> **RECORDED DATA**:
§ §
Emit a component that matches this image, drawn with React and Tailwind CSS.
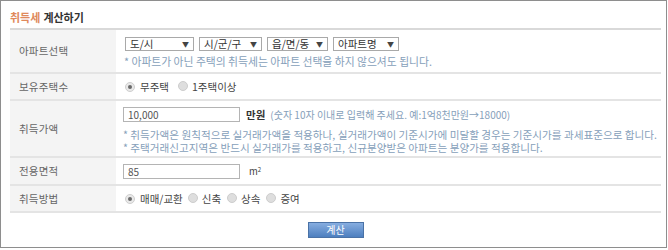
import React from "react";

const FONT = "font-['Noto_Sans_CJK_KR','Noto_Sans',sans-serif]";

function Select({ label, w }) {
  return (
    <span
      className={`inline-flex items-center justify-between h-[14px] border border-[#a9a9a9] bg-white pl-[4px] pr-[4px] text-[10.5px] leading-none text-[#333] ${w}`}
    >
      <span>{label}</span>
      <span className="text-[7px] text-[#444] ml-[4px]">▼</span>
    </span>
  );
}

function Radio({ checked }) {
  return checked ? (
    <span className="inline-flex items-center justify-center w-[10px] h-[10px] rounded-full bg-[#e9e9e9] border border-[#cfcfcf]">
      <span className="w-[4px] h-[4px] rounded-full bg-[#6a6a6a]" />
    </span>
  ) : (
    <span className="inline-block w-[10px] h-[10px] rounded-full bg-[#dedede] border border-[#cdcdcd]" />
  );
}

function Row({ label, h, children, align = "items-center" }) {
  return (
    <div className={`grid grid-cols-[106px_1fr] border-b-2 border-[#e4e4e4] ${h}`}>
      <div className="bg-[#f4f4f4] flex items-center pl-[9px] text-[10.5px] tracking-[0.2px] text-[#666]">
        {label}
      </div>
      <div className={`flex pl-[7px] ${align}`}>{children}</div>
    </div>
  );
}

export default function App() {
  return (
    <div className={`w-[668px] h-[250px] bg-white ${FONT}`}>
      <div className="w-[667px] h-[248px] border border-[#8e8e8e] pl-[9px] pr-[5px]">
        <div className="h-[27px] flex items-end pb-[5px] text-[11px] font-bold leading-none">
          <span className="text-[#e0895b]">취득세</span>
          <span className="text-[#333] ml-[3px]">계산하기</span>
        </div>
        <div className="border-t-2 border-[#d9d9d9]">
          <Row label="아파트선택" h="h-[44px]" align="items-start">
            <div className="flex flex-col pt-[7px]">
              <div className="flex gap-[5px] pl-[2px]">
                <Select label="도/시" w="w-[69px]" />
                <Select label="시/군/구" w="w-[63px]" />
                <Select label="읍/면/동" w="w-[61px]" />
                <Select label="아파트명" w="w-[66px]" />
              </div>
              <div className="mt-[4px] pl-[1px] text-[10.8px] leading-[12px] text-[#86a0ba]">
                * 아파트가 아닌 주택의 취득세는 아파트 선택을 하지 않으셔도 됩니다.
              </div>
            </div>
          </Row>
          <Row label="보유주택수" h="h-[27px]">
            <div className="flex items-center text-[10.5px] text-[#444] pl-[2px]">
              <Radio checked />
              <span className="ml-[5px]">무주택</span>
              <span className="ml-[9px]"><Radio /></span>
              <span className="ml-[4px]">1주택이상</span>
            </div>
          </Row>
          <Row label="취득가액" h="h-[57px]" align="items-start">
            <div className="flex flex-col pt-[6px]">
              <div className="flex items-center">
                <span className="w-[117px] h-[15px] border border-[#b4b4b4] bg-white pl-[4px] text-[10px] leading-[13px] text-[#555]">
                  10,000
                </span>
                <span className="ml-[6px] text-[10.5px] font-bold text-[#333]">만원</span>
                <span className="ml-[5px] text-[10px] text-[#86a0ba]">
                  (숫자 10자 이내로 입력해 주세요. 예:1억8천만원→18000)
                </span>
              </div>
              <div className="mt-[5px] text-[10.6px] leading-[13px] text-[#86a0ba] whitespace-nowrap">
                * 취득가액은 원칙적으로 실거래가액을 적용하나, 실거래가액이 기준시가에 미달할 경우는 기준시가를 과세표준으로 합니다.
              </div>
              <div className="text-[10.6px] leading-[13px] text-[#86a0ba] whitespace-nowrap">
                * 주택거래신고지역은 반드시 실거래가를 적용하고, 신규분양받은 아파트는 분양가를 적용합니다.
              </div>
            </div>
          </Row>
          <Row label="전용면적" h="h-[28px]">
            <div className="flex items-center">
              <span className="w-[117px] h-[15px] border border-[#b4b4b4] bg-white pl-[4px] text-[10px] leading-[13px] text-[#555]">
                85
              </span>
              <span className="ml-[9px] text-[9.5px] text-[#444]">
                m<sup className="text-[6px]">2</sup>
              </span>
            </div>
          </Row>
          <Row label="취득방법" h="h-[27px]">
            <div className="flex items-center text-[10.5px] text-[#444] pl-[2px]">
              <Radio checked />
              <span className="ml-[5px]">매매/교환</span>
              <span className="ml-[5px]"><Radio /></span>
              <span className="ml-[4px]">신축</span>
              <span className="ml-[6px]"><Radio /></span>
              <span className="ml-[4px]">상속</span>
              <span className="ml-[6px]"><Radio /></span>
              <span className="ml-[4px]">증여</span>
            </div>
          </Row>
        </div>
        <div className="flex justify-center pt-[9px]">
          <button className="w-[56px] h-[16px] border border-[#4a72a6] bg-gradient-to-b from-[#86ade0] to-[#4d7fbf] text-[10px] leading-none text-white">
            계산
          </button>
        </div>
      </div>
    </div>
  );
}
§ §
> **EXERCISE REQUIREMENTS**: Copy out all of the material exactly as written, without its pictures.

> **TASK ANSWER**:
Emit a component that matches this image, drawn with React and Tailwind CSS.
import React from "react";

const FONT = "font-['Noto_Sans_CJK_KR','Noto_Sans',sans-serif]";

function Select({ label, w }) {
  return (
    <span
      className={`inline-flex items-center justify-between h-[14px] border border-[#a9a9a9] bg-white pl-[4px] pr-[4px] text-[10.5px] leading-none text-[#333] ${w}`}
    >
      <span>{label}</span>
      <span className="text-[7px] text-[#444] ml-[4px]">▼</span>
    </span>
  );
}

function Radio({ checked }) {
  return checked ? (
    <span className="inline-flex items-center justify-center w-[10px] h-[10px] rounded-full bg-[#e9e9e9] border border-[#cfcfcf]">
      <span className="w-[4px] h-[4px] rounded-full bg-[#6a6a6a]" />
    </span>
  ) : (
    <span className="inline-block w-[10px] h-[10px] rounded-full bg-[#dedede] border border-[#cdcdcd]" />
  );
}

function Row({ label, h, children, align = "items-center" }) {
  return (
    <div className={`grid grid-cols-[106px_1fr] border-b-2 border-[#e4e4e4] ${h}`}>
      <div className="bg-[#f4f4f4] flex items-center pl-[9px] text-[10.5px] tracking-[0.2px] text-[#666]">
        {label}
      </div>
      <div className={`flex pl-[7px] ${align}`}>{children}</div>
    </div>
  );
}

export default function App() {
  return (
    <div className={`w-[668px] h-[250px] bg-white ${FONT}`}>
      <div className="w-[667px] h-[248px] border border-[#8e8e8e] pl-[9px] pr-[5px]">
        <div className="h-[27px] flex items-end pb-[5px] text-[11px] font-bold leading-none">
          <span className="text-[#e0895b]">취득세</span>
          <span className="text-[#333] ml-[3px]">계산하기</span>
        </div>
        <div className="border-t-2 border-[#d9d9d9]">
          <Row label="아파트선택" h="h-[44px]" align="items-start">
            <div className="flex flex-col pt-[7px]">
              <div className="flex gap-[5px] pl-[2px]">
                <Select label="도/시" w="w-[69px]" />
                <Select label="시/군/구" w="w-[63px]" />
                <Select label="읍/면/동" w="w-[61px]" />
                <Select label="아파트명" w="w-[66px]" />
              </div>
              <div className="mt-[4px] pl-[1px] text-[10.8px] leading-[12px] text-[#86a0ba]">
                * 아파트가 아닌 주택의 취득세는 아파트 선택을 하지 않으셔도 됩니다.
              </div>
            </div>
          </Row>
          <Row label="보유주택수" h="h-[27px]">
            <div className="flex items-center text-[10.5px] text-[#444] pl-[2px]">
              <Radio checked />
              <span className="ml-[5px]">무주택</span>
              <span className="ml-[9px]"><Radio /></span>
              <span className="ml-[4px]">1주택이상</span>
            </div>
          </Row>
          <Row label="취득가액" h="h-[57px]" align="items-start">
            <div className="flex flex-col pt-[6px]">
              <div className="flex items-center">
                <span className="w-[117px] h-[15px] border border-[#b4b4b4] bg-white pl-[4px] text-[10px] leading-[13px] text-[#555]">
                  10,000
                </span>
                <span className="ml-[6px] text-[10.5px] font-bold text-[#333]">만원</span>
                <span className="ml-[5px] text-[10px] text-[#86a0ba]">
                  (숫자 10자 이내로 입력해 주세요. 예:1억8천만원→18000)
                </span>
              </div>
              <div className="mt-[5px] text-[10.6px] leading-[13px] text-[#86a0ba] whitespace-nowrap">
                * 취득가액은 원칙적으로 실거래가액을 적용하나, 실거래가액이 기준시가에 미달할 경우는 기준시가를 과세표준으로 합니다.
              </div>
              <div className="text-[10.6px] leading-[13px] text-[#86a0ba] whitespace-nowrap">
                * 주택거래신고지역은 반드시 실거래가를 적용하고, 신규분양받은 아파트는 분양가를 적용합니다.
              </div>
            </div>
          </Row>
          <Row label="전용면적" h="h-[28px]">
            <div className="flex items-center">
              <span className="w-[117px] h-[15px] border border-[#b4b4b4] bg-white pl-[4px] text-[10px] leading-[13px] text-[#555]">
                85
              </span>
              <span className="ml-[9px] text-[9.5px] text-[#444]">
                m<sup className="text-[6px]">2</sup>
              </span>
            </div>
          </Row>
          <Row label="취득방법" h="h-[27px]">
            <div className="flex items-center text-[10.5px] text-[#444] pl-[2px]">
              <Radio checked />
              <span className="ml-[5px]">매매/교환</span>
              <span className="ml-[5px]"><Radio /></span>
              <span className="ml-[4px]">신축</span>
              <span className="ml-[6px]"><Radio /></span>
              <span className="ml-[4px]">상속</span>
              <span className="ml-[6px]"><Radio /></span>
              <span className="ml-[4px]">증여</span>
            </div>
          </Row>
        </div>
        <div className="flex justify-center pt-[9px]">
          <button className="w-[56px] h-[16px] border border-[#4a72a6] bg-gradient-to-b from-[#86ade0] to-[#4d7fbf] text-[10px] leading-none text-white">
            계산
          </button>
        </div>
      </div>
    </div>
  );
}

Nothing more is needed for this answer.